## [TASK REQUIREMENTS]
Transcribe the material word for word, but without the images.
....
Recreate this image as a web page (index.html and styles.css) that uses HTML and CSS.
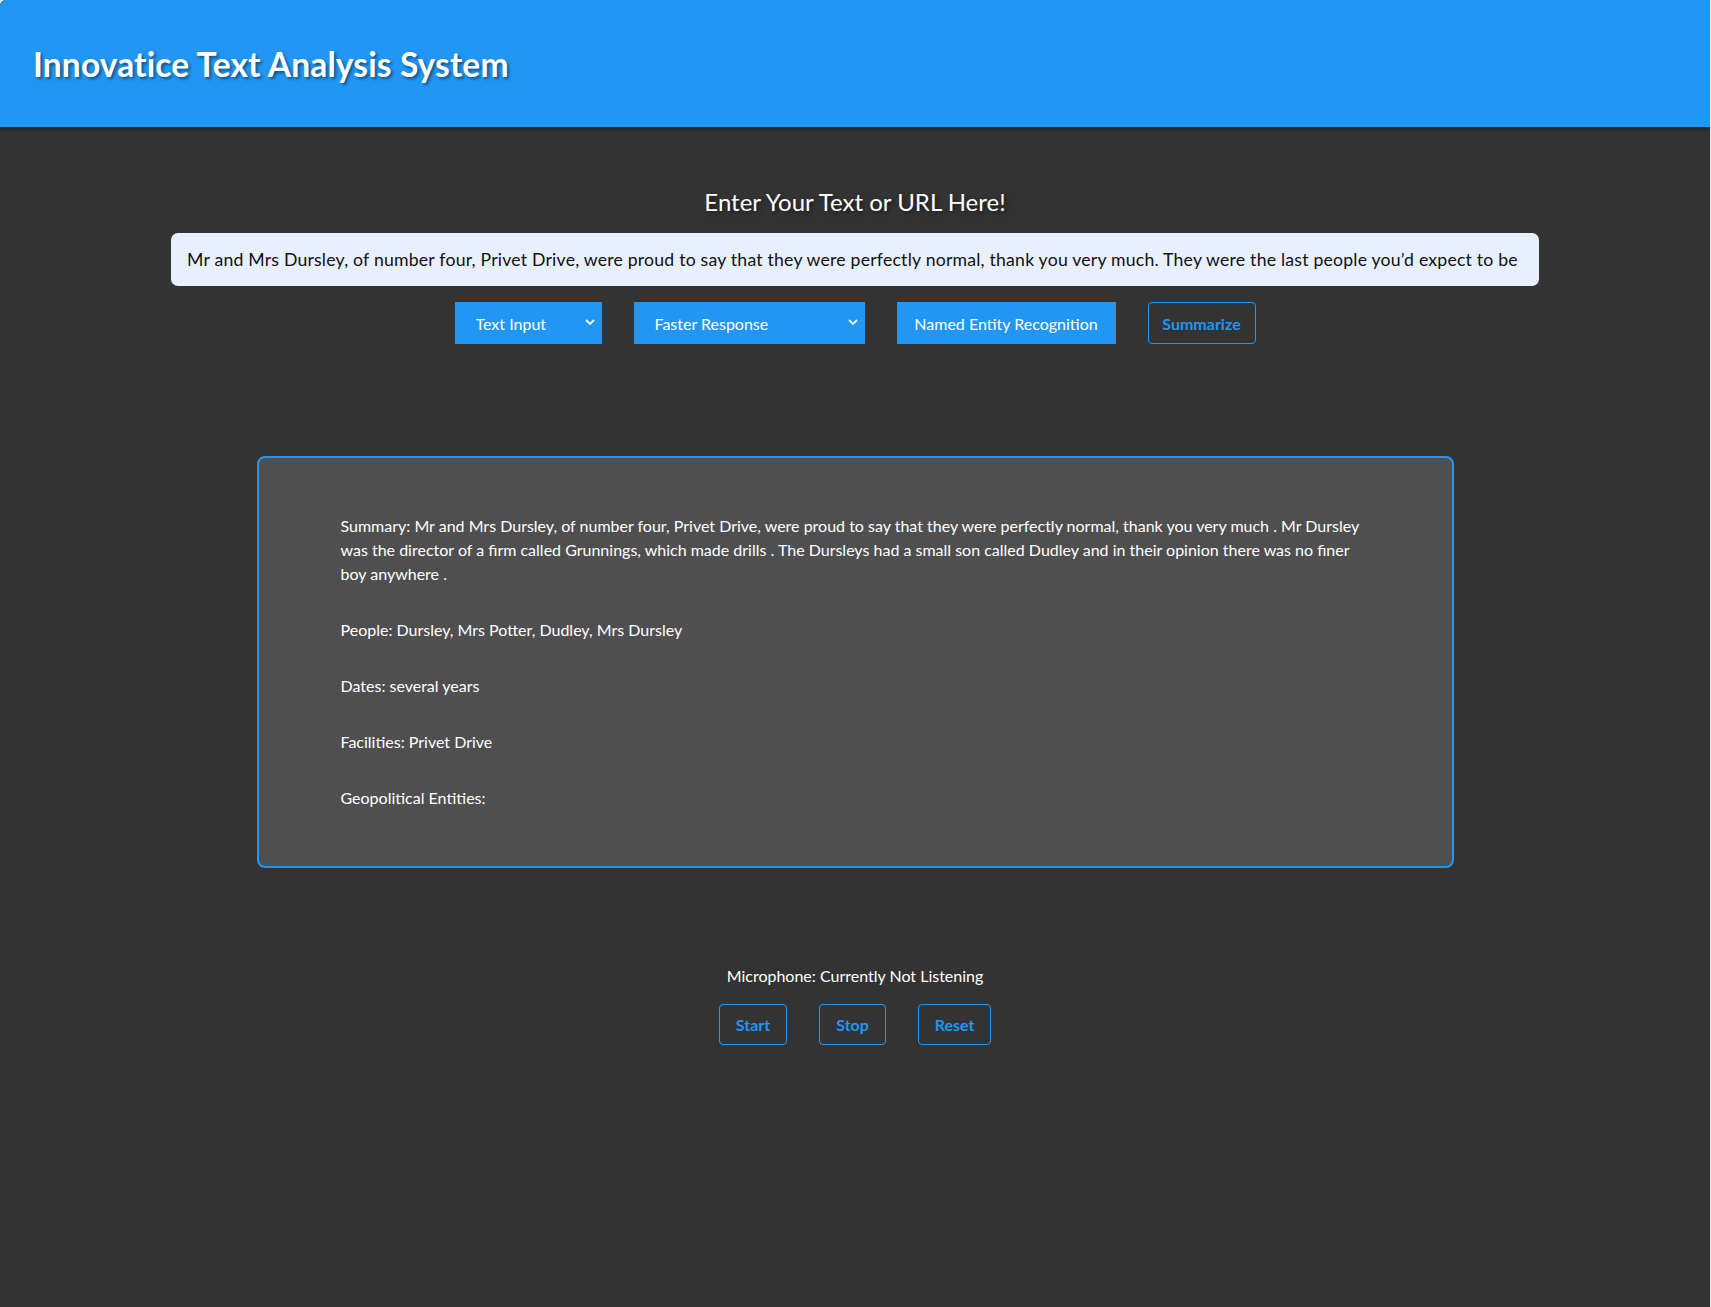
FILE: index.html
```html
<!DOCTYPE html>
<html lang="en">
<head>
<meta charset="utf-8">
<title>Innovatice Text Analysis System</title>
<link rel="stylesheet" href="styles.css">
</head>
<body>
<div class="page">
  <header class="topbar">
    <h1 class="title">Innovatice Text Analysis System</h1>
  </header>
  <main class="main">
    <h2 class="prompt">Enter Your Text or URL Here!</h2>
    <input class="text-input" type="text" value="Mr and Mrs Dursley, of number four, Privet Drive, were proud to say that they were perfectly normal, thank you very much. They were the last people you’d expect to be">
    <div class="controls">
      <div class="select-wrap select-mode">
        <select class="select">
          <option>Text Input</option>
        </select>
        <svg class="chevron" viewBox="0 0 10 6" width="10" height="6"><path d="M1 1l4 4 4-4" fill="none" stroke="#fff" stroke-width="1.8"/></svg>
      </div>
      <div class="select-wrap select-speed">
        <select class="select">
          <option>Faster Response</option>
        </select>
        <svg class="chevron" viewBox="0 0 10 6" width="10" height="6"><path d="M1 1l4 4 4-4" fill="none" stroke="#fff" stroke-width="1.8"/></svg>
      </div>
      <button class="btn-solid btn-ner">Named Entity Recognition</button>
      <button class="btn-outline btn-summarize">Summarize</button>
    </div>
    <section class="result">
      <p class="result-line">Summary: Mr and Mrs Dursley, of number four, Privet Drive, were proud to say that they were perfectly normal, thank you very much . Mr Dursley was the director of a firm called Grunnings, which made drills . The Dursleys had a small son called Dudley and in their opinion there was no finer boy anywhere .</p>
      <p class="result-line">People: Dursley, Mrs Potter, Dudley, Mrs Dursley</p>
      <p class="result-line">Dates: several years</p>
      <p class="result-line">Facilities: Privet Drive</p>
      <p class="result-line">Geopolitical Entities:</p>
    </section>
    <div class="mic">
      <p class="mic-status">Microphone: Currently Not Listening</p>
      <div class="mic-buttons">
        <button class="btn-outline btn-mic btn-start">Start</button>
        <button class="btn-outline btn-mic btn-stop">Stop</button>
        <button class="btn-outline btn-mic btn-reset">Reset</button>
      </div>
    </div>
  </main>
</div>
</body>
</html>
```
FILE: styles.css
```css
html, body {
  margin: 0;
  padding: 0;
}
body {
  background: #e9e9e9;
  font-family: "Lato", "Open Sans", sans-serif;
  color: #fff;
}
.page {
  width: 1710px;
  min-height: 1307px;
  background: #333333;
  border-top-left-radius: 6px;
  overflow: hidden;
}
.topbar {
  height: 127px;
  background: #2196f3;
  display: flex;
  align-items: center;
  padding-left: 33px;
  box-shadow: 0 2px 4px rgba(0, 0, 0, 0.35);
}
.title {
  margin: 0;
  font-size: 33.6px;
  font-weight: 700;
  color: #fff;
  text-shadow: 2px 2px 3px rgba(0, 0, 0, 0.45);
  letter-spacing: 0.1px;
}
.main {
  display: flex;
  flex-direction: column;
  align-items: center;
}
.prompt {
  margin: 60px 0 0;
  height: 30px;
  line-height: 30px;
  font-size: 24px;
  font-weight: 400;
  color: #fff;
  text-shadow: 2px 2px 4px rgba(0, 0, 0, 0.5);
}
.text-input {
  box-sizing: border-box;
  margin-top: 16px;
  width: 1368px;
  height: 53px;
  border: none;
  border-radius: 7px;
  background: #e8f0fe;
  padding: 0 16px;
  font-family: inherit;
  font-size: 17.65px;
  letter-spacing: 0.21px;
  color: #111;
  outline: none;
}
.controls {
  display: flex;
  gap: 32px;
  margin-top: 16px;
}
.select-wrap {
  position: relative;
  height: 42px;
}
.select-mode { width: 147px; }
.select-speed { width: 231px; }
.select {
  appearance: none;
  -webkit-appearance: none;
  width: 100%;
  height: 100%;
  border: none;
  border-radius: 0;
  background: #2196f3;
  color: #fff;
  font-family: inherit;
  font-size: 16px;
  padding: 0 20px 0 21px;
  outline: none;
}
.chevron {
  position: absolute;
  right: 7px;
  top: 17px;
  pointer-events: none;
}
.btn-solid {
  height: 42px;
  border: none;
  background: #2196f3;
  color: #fff;
  font-family: inherit;
  font-size: 16px;
  padding: 0;
}
.btn-ner { width: 219px; }
.btn-outline {
  height: 42px;
  border: 1px solid #2196f3;
  border-radius: 4px;
  background: transparent;
  color: #2196f3;
  font-family: inherit;
  font-size: 16px;
  font-weight: 700;
  padding: 0;
}
.btn-summarize { width: 108px; }
.result {
  box-sizing: border-box;
  margin-top: 112px;
  width: 1197px;
  min-height: 412px;
  border: 2px solid #2196f3;
  border-radius: 8px;
  background: #4f4f4f;
  padding: 56px 82px;
  display: flex;
  flex-direction: column;
  gap: 32px;
}
.result-line {
  margin: 0;
  font-size: 16px;
  line-height: 24px;
  color: #fff;
}
.mic {
  margin-top: 96px;
  display: flex;
  flex-direction: column;
  align-items: center;
}
.mic-status {
  margin: 0;
  font-size: 16px;
  line-height: 24px;
  color: #fff;
}
.mic-buttons {
  display: flex;
  gap: 32px;
  margin-top: 16px;
}
.btn-mic { height: 41px; }
.btn-start { width: 68px; }
.btn-stop { width: 67px; }
.btn-reset { width: 73px; }
```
....
## [ANSWER TO THIS EXERCISE]
Recreate this image as a web page (index.html and styles.css) that uses HTML and CSS.
FILE: index.html
```html
<!DOCTYPE html>
<html lang="en">
<head>
<meta charset="utf-8">
<title>Innovatice Text Analysis System</title>
<link rel="stylesheet" href="styles.css">
</head>
<body>
<div class="page">
  <header class="topbar">
    <h1 class="title">Innovatice Text Analysis System</h1>
  </header>
  <main class="main">
    <h2 class="prompt">Enter Your Text or URL Here!</h2>
    <input class="text-input" type="text" value="Mr and Mrs Dursley, of number four, Privet Drive, were proud to say that they were perfectly normal, thank you very much. They were the last people you’d expect to be">
    <div class="controls">
      <div class="select-wrap select-mode">
        <select class="select">
          <option>Text Input</option>
        </select>
        <svg class="chevron" viewBox="0 0 10 6" width="10" height="6"><path d="M1 1l4 4 4-4" fill="none" stroke="#fff" stroke-width="1.8"/></svg>
      </div>
      <div class="select-wrap select-speed">
        <select class="select">
          <option>Faster Response</option>
        </select>
        <svg class="chevron" viewBox="0 0 10 6" width="10" height="6"><path d="M1 1l4 4 4-4" fill="none" stroke="#fff" stroke-width="1.8"/></svg>
      </div>
      <button class="btn-solid btn-ner">Named Entity Recognition</button>
      <button class="btn-outline btn-summarize">Summarize</button>
    </div>
    <section class="result">
      <p class="result-line">Summary: Mr and Mrs Dursley, of number four, Privet Drive, were proud to say that they were perfectly normal, thank you very much . Mr Dursley was the director of a firm called Grunnings, which made drills . The Dursleys had a small son called Dudley and in their opinion there was no finer boy anywhere .</p>
      <p class="result-line">People: Dursley, Mrs Potter, Dudley, Mrs Dursley</p>
      <p class="result-line">Dates: several years</p>
      <p class="result-line">Facilities: Privet Drive</p>
      <p class="result-line">Geopolitical Entities:</p>
    </section>
    <div class="mic">
      <p class="mic-status">Microphone: Currently Not Listening</p>
      <div class="mic-buttons">
        <button class="btn-outline btn-mic btn-start">Start</button>
        <button class="btn-outline btn-mic btn-stop">Stop</button>
        <button class="btn-outline btn-mic btn-reset">Reset</button>
      </div>
    </div>
  </main>
</div>
</body>
</html>
```
FILE: styles.css
```css
html, body {
  margin: 0;
  padding: 0;
}
body {
  background: #e9e9e9;
  font-family: "Lato", "Open Sans", sans-serif;
  color: #fff;
}
.page {
  width: 1710px;
  min-height: 1307px;
  background: #333333;
  border-top-left-radius: 6px;
  overflow: hidden;
}
.topbar {
  height: 127px;
  background: #2196f3;
  display: flex;
  align-items: center;
  padding-left: 33px;
  box-shadow: 0 2px 4px rgba(0, 0, 0, 0.35);
}
.title {
  margin: 0;
  font-size: 33.6px;
  font-weight: 700;
  color: #fff;
  text-shadow: 2px 2px 3px rgba(0, 0, 0, 0.45);
  letter-spacing: 0.1px;
}
.main {
  display: flex;
  flex-direction: column;
  align-items: center;
}
.prompt {
  margin: 60px 0 0;
  height: 30px;
  line-height: 30px;
  font-size: 24px;
  font-weight: 400;
  color: #fff;
  text-shadow: 2px 2px 4px rgba(0, 0, 0, 0.5);
}
.text-input {
  box-sizing: border-box;
  margin-top: 16px;
  width: 1368px;
  height: 53px;
  border: none;
  border-radius: 7px;
  background: #e8f0fe;
  padding: 0 16px;
  font-family: inherit;
  font-size: 17.65px;
  letter-spacing: 0.21px;
  color: #111;
  outline: none;
}
.controls {
  display: flex;
  gap: 32px;
  margin-top: 16px;
}
.select-wrap {
  position: relative;
  height: 42px;
}
.select-mode { width: 147px; }
.select-speed { width: 231px; }
.select {
  appearance: none;
  -webkit-appearance: none;
  width: 100%;
  height: 100%;
  border: none;
  border-radius: 0;
  background: #2196f3;
  color: #fff;
  font-family: inherit;
  font-size: 16px;
  padding: 0 20px 0 21px;
  outline: none;
}
.chevron {
  position: absolute;
  right: 7px;
  top: 17px;
  pointer-events: none;
}
.btn-solid {
  height: 42px;
  border: none;
  background: #2196f3;
  color: #fff;
  font-family: inherit;
  font-size: 16px;
  padding: 0;
}
.btn-ner { width: 219px; }
.btn-outline {
  height: 42px;
  border: 1px solid #2196f3;
  border-radius: 4px;
  background: transparent;
  color: #2196f3;
  font-family: inherit;
  font-size: 16px;
  font-weight: 700;
  padding: 0;
}
.btn-summarize { width: 108px; }
.result {
  box-sizing: border-box;
  margin-top: 112px;
  width: 1197px;
  min-height: 412px;
  border: 2px solid #2196f3;
  border-radius: 8px;
  background: #4f4f4f;
  padding: 56px 82px;
  display: flex;
  flex-direction: column;
  gap: 32px;
}
.result-line {
  margin: 0;
  font-size: 16px;
  line-height: 24px;
  color: #fff;
}
.mic {
  margin-top: 96px;
  display: flex;
  flex-direction: column;
  align-items: center;
}
.mic-status {
  margin: 0;
  font-size: 16px;
  line-height: 24px;
  color: #fff;
}
.mic-buttons {
  display: flex;
  gap: 32px;
  margin-top: 16px;
}
.btn-mic { height: 41px; }
.btn-start { width: 68px; }
.btn-stop { width: 67px; }
.btn-reset { width: 73px; }
```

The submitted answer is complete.